For purposes of deciding defendants' motion for summary judgment the Court finds that there is no genuine dispute as to any of the following material facts.

Plaintiffs Jagadish Bugulu and Poornima Moorthy are a married couple and reside in Madison, Wisconsin. Defendant Alberto Gonzalez is the Attorney General of the United States and is generally responsible for the enforcement of the Immigration and Nationality Act (INA). Defendant Michael Chertoff is the head of the Department of Homeland Security (DHS). Defendant Emilio Gonzalez is an official with DHS and is charged with supervisory authority of all Citizenship and Immigration Services (CIS). Defendant Ruth Dorochoff is the District Director of CIS of the District that includes the Milwaukee CIS office. Defendant Kay Leopold is the Director of the Milwaukee CIS office.

On or about October 8, 2003 plaintiff Bugulu filed an application to adjust status (Form 1-485) with the Milwaukee CIS office. At the same time plaintiff filed an Immediate Relative Petition (Form 1-130). Plaintiffs personally appeared for the adjustment interview on September 21, 2005 and submitted substantial documentation to show the bona fides of the relationship.

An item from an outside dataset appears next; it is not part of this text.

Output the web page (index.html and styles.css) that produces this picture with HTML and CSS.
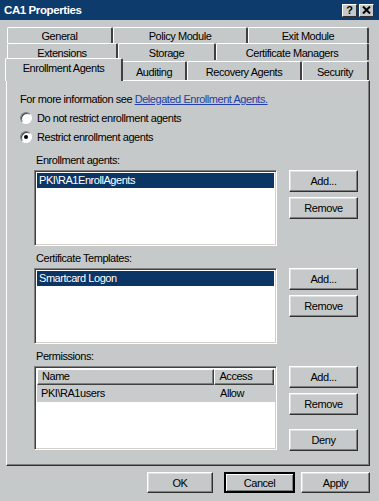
FILE: index.html
```html
<!DOCTYPE html>
<html>
<head>
<meta charset="utf-8">
<link rel="stylesheet" href="styles.css">
</head>
<body>
<div class="window">
  <div class="titlebar">
    <span class="title">CA1 Properties</span>
    <div class="tbtns">
      <span class="tbtn q">?</span>
      <span class="tbtn"><svg width="9" height="8" viewBox="0 0 9 8"><path d="M1 0.5 L8 7.5 M8 0.5 L1 7.5" stroke="#000" stroke-width="2"/></svg></span>
    </div>
  </div>
  <div class="tabs">
    <div class="tabrow r1">
      <div class="tab t-general">General</div>
      <div class="tab t-policy">Policy Module</div>
      <div class="tab t-exit">Exit Module</div>
    </div>
    <div class="tabrow r2">
      <div class="tab t-ext">Extensions</div>
      <div class="tab t-storage">Storage</div>
      <div class="tab t-certmgr">Certificate Managers</div>
    </div>
    <div class="tabrow r3">
      <div class="tab sel t-enroll">Enrollment Agents</div>
      <div class="tab t-audit">Auditing</div>
      <div class="tab t-recovery">Recovery Agents</div>
      <div class="tab t-security">Security</div>
    </div>
  </div>
  <div class="panel">
    <div class="info">For more information see <span class="link">Delegated Enrollment Agents.</span></div>
    <div class="radio-row r-first"><span class="radio"></span><span>Do not restrict enrollment agents</span></div>
    <div class="radio-row r-second"><span class="radio on"></span><span>Restrict enrollment agents</span></div>

    <div class="section s1">
      <div class="label">Enrollment agents:</div>
      <div class="row">
        <div class="list l1"><div class="item selected">PKI\RA1EnrollAgents</div></div>
        <div class="btncol">
          <div class="btn side">Add...</div>
          <div class="btn side">Remove</div>
        </div>
      </div>
    </div>

    <div class="section s2">
      <div class="label">Certificate Templates:</div>
      <div class="row">
        <div class="list l2"><div class="item selected">Smartcard Logon</div></div>
        <div class="btncol">
          <div class="btn side">Add...</div>
          <div class="btn side">Remove</div>
        </div>
      </div>
    </div>

    <div class="section s3">
      <div class="label">Permissions:</div>
      <div class="row">
        <div class="list l3">
          <div class="header">
            <div class="hcell c-name">Name</div>
            <div class="hcell c-access">Access</div>
          </div>
          <div class="prow">
            <div class="pcell c-name">PKI\RA1users</div>
            <div class="pcell c-access">Allow</div>
          </div>
        </div>
        <div class="btncol">
          <div class="btn side">Add...</div>
          <div class="btn side">Remove</div>
          <div class="btn side deny">Deny</div>
        </div>
      </div>
    </div>
  </div>
  <div class="footer">
    <div class="btn b-ok">OK</div>
    <div class="btn b-cancel">Cancel</div>
    <div class="btn b-apply">Apply</div>
  </div>
</div>
</body>
</html>
```

FILE: styles.css
```css
* { box-sizing: border-box; }
html, body { margin: 0; padding: 0; }
body {
  background: #c5c9c9;
  font-family: "Liberation Sans", Arial, sans-serif;
  font-size: 11px;
  letter-spacing: -0.45px;
  color: #000;
}
.window {
  width: 379px;
  height: 501px;
  background: #c5c9c9;
  overflow: hidden;
}
.titlebar {
  height: 20px;
  background: #0d3b6b;
  display: flex;
  align-items: center;
  justify-content: space-between;
  padding: 0 5px 0 4px;
}
.title {
  color: #fff;
  font-weight: bold;
  font-size: 11.5px;
  letter-spacing: -0.4px;
}
.tbtns { display: flex; gap: 2px; }
.tbtn {
  width: 15px;
  height: 13px;
  background: #c5c9c9;
  border: 1px solid;
  border-color: #fff #303030 #303030 #fff;
  display: flex;
  align-items: center;
  justify-content: center;
  font-weight: bold;
  font-size: 11px;
  letter-spacing: 0;
  line-height: 1;
}

/* tabs */
.tabs {
  padding: 7px 0 0 7px;
}
.tabrow {
  display: flex;
  position: relative;
}
.r1 { height: 16px; }
.r2 { height: 17px; }
.r3 { height: 19px; margin-top: 1px; }
.tab {
  height: 100%;
  border-top: 1px solid #fff;
  border-left: 1px solid #fff;
  border-right: 2px solid #404040;
  border-radius: 2px 2px 0 0;
  display: flex;
  align-items: center;
  justify-content: center;
  white-space: nowrap;
  padding-top: 1px;
}
.t-general { width: 106px; }
.t-policy { width: 135px; }
.t-exit { width: 121px; }
.t-ext { width: 111px; }
.t-storage { width: 98px; }
.t-certmgr { width: 153px; }
.t-enroll { width: 115px; }
.t-audit { width: 65px; }
.t-recovery { width: 115px; }
.t-security { width: 67px; }
.tab.sel {
  position: relative;
  z-index: 2;
  height: 23px;
  margin-top: -3px;
  margin-left: -2px;
  margin-right: -1px;
  width: 118px;
  background: #c5c9c9;
  border-right: 2px solid #404040;
  align-items: flex-start;
  padding-top: 3px;
}

/* panel */
.panel {
  margin: 0 9px 0 6px;
  height: 386px;
  border-top: 1px solid #fff;
  border-left: 1px solid #fff;
  border-right: 1px solid #303030;
  border-bottom: 1px solid #303030;
  box-shadow: inset -1px -1px 0 #808080;
  padding: 12px 0 0 13px;
  position: relative;
  z-index: 1;
}
.info {
  height: 13px;
  line-height: 13px;
}
.link { color: #2440a8; text-decoration: underline; }
.radio-row {
  display: flex;
  align-items: center;
  gap: 5px;
  height: 14px;
}
.r-first { margin-top: 5px; }
.r-second { margin-top: 5px; }
.radio {
  width: 12px;
  height: 12px;
  border-radius: 50%;
  background: #fff;
  border: 1px solid;
  border-color: #808080 #fff #fff #808080;
  box-shadow: inset 1px 1px 0 #404040;
  position: relative;
  flex: none;
}
.radio.on::after {
  content: "";
  position: absolute;
  width: 4px;
  height: 4px;
  border-radius: 50%;
  background: #000;
  left: 3px;
  top: 3px;
}
.section { padding-left: 16px; }
.s1 { margin-top: 10px; }
.s2 { margin-top: 6px; }
.s3 { margin-top: 6px; }
.label {
  height: 13px;
  line-height: 13px;
  margin-bottom: 3px;
}
.row {
  display: flex;
  gap: 12px;
}
.list {
  width: 243px;
  margin-left: -2px;
  background: #fff;
  border: 1px solid;
  border-color: #808080 #fff #fff #808080;
  box-shadow: inset 1px 1px 0 #404040, inset -1px -1px 0 #d4d0c8;
  padding: 2px;
}
.l1 { height: 76px; }
.l2 { height: 76px; }
.l3 { height: 84px; }
.item {
  height: 15px;
  line-height: 15px;
  padding-left: 2px;
}
.item.selected { background: #0b3564; color: #fff; }
.header { display: flex; height: 16px; }
.hcell {
  background: #c5c9c9;
  border: 1px solid;
  border-color: #fff #404040 #404040 #fff;
  box-shadow: inset -1px -1px 0 #808080;
  line-height: 13px;
  padding-left: 4px;
}
.c-name { width: 179px; }
.c-access { width: 60px; }
.prow {
  display: flex;
  height: 17px;
  background: #c8cccc;
  width: 239px;
}
.pcell { line-height: 16px; padding-left: 4px; }
.btncol {
  display: flex;
  flex-direction: column;
  gap: 5px;
}
.btn {
  background: #c5c9c9;
  border: 1px solid;
  border-color: #fff #303030 #303030 #fff;
  box-shadow: inset -1px -1px 0 #808080, inset 1px 1px 0 #e0e0e0;
  display: flex;
  align-items: center;
  justify-content: center;
}
.btn.side { width: 69px; height: 22px; }
.btn.deny { margin-top: 9px; }
.footer {
  display: flex;
  justify-content: flex-end;
  padding: 6px 9px 0 0;
}
.footer .btn { height: 21px; }
.b-ok { width: 66px; margin-right: 11px; }
.b-cancel {
  width: 71px;
  margin-right: 6px;
  border: 2px solid #000;
  box-shadow: inset 1px 1px 0 #fff, inset -1px -1px 0 #808080;
}
.b-apply { width: 69px; }
```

When an alien applies for an immigration benefit such as an adjustment of status the CIS initiates several forms of security and background checks to ensure that the alien is eligible for the immigration benefit and is not a risk to national security or public safety. These checks include an FBI fingerprint check, a check against the DHS-managed Interagency Border Inspection System(IBIS) and an FBI name check. When these checks raise issues that impact on an applicant's eligibility the CIS must conduct further inquiry to resolve those issues. CIS cannot adjudicate the alien's application until the investigation is complete. The finger print check must be less than 15 months old at the time of the adjudication.

Plaintiff Bugulu's fingerprints were processed by the FBI on January 12, 2004 and again on September 21, 2005. IBIS checks on plaintiff Bugulu on November 30, 2004, December 23, 2004 and June 6, 2005 and CIS received the results of those checks. Name checks on plaintiff Bugulu were conducted on or around October 29, 2001 and April 3, 2006. CIS received the FBI response on February 6,2007. The CIS has determined that the information it has received raises issues that require further inquiry and review.

*967 MEMORANDUM

Plaintiffs argue that this Court has subject matter jurisdiction under 28 U.S.C. § 1361 to compel the defendants to adjudicate plaintiff Bugulu's adjustment of status application. Defendants contend that this Court does not have subject matter jurisdiction of plaintiffs' claims.

To obtain mandamus relief, a petitioner must demonstrate (1) a clear right to the relief sought, (2) that the respondents have a clear, non-discretionary duty to act and (3) that no other remedy is available. Grinberg v. Swacina, 478 F. Supp. 2d 1350, 1351 (S.D.Fla.2007).

Applications for adjustment of status are governed by 8 U.S.C. § 1255. The statute provides that the alien's status may be adjusted by the Attorney General in his discretion and under such regulations as he may prescribe.

8 U.S.C. § 1252(a)(2)(B)(ii) provides in pertinent part as follows:

Notwithstanding any other provision of law (statutory or nonstatutory), including section 2241 of Title 28, or any other habeas corpus provision, and sections 1361 and 1651 of such title, and except as provided in subparagraph (D) and regardless of whether the judgment, decision or action is made in removal proceedings no court shall have jurisdiction to review — . . .
Any other decision or action of the Attorney General or the Secretary of Homeland Security the authority for which is specified under things subchapter to be in the discretion of the Attorney General or the Secretary of Homeland Security, other than the granting of relief under section 1158(a) of this title.

The Court held in Grinberg at *3 that defendants have no clear duty to adjudicate the application within a particular time. The Court also held that it lacked mandamus jurisdiction of the Grinbergs' claim pursuant to § 1252(a)(2)(B)(ii) which expressly prohibits mandamus relief of any decision or action by the Attorney General. The Court found that action encompasses delays in the process. Safadi v. Howard, 466 F. Supp. 2d 696 (E.D.Va.2006).

The Court lacks subject matter jurisdiction of Bugulu's claim concerning the delay in processing his adjustment status application because it is a discretionary action by the Attorney General pursuant to the 8 U.S.C. § 1252(a)(2)(B)(ii). Accordingly, plaintiffs' motion for summary judgment will be denied. Defendants' motion for summary judgment will be granted and the above entitled matter will be dismissed for lack of subject matter jurisdiction.

ORDER

IT IS ORDERED that plaintiffs' motion for summary judgment is DENIED

IT IS FURTHER ORDERED that defendants' motion for summary judgment is GRANTED.

IT IS FURTHER ORDERED that judgment be entered DISMISSING the plaintiffs' complaint and all claims contained therein for lack of subject matter jurisdiction.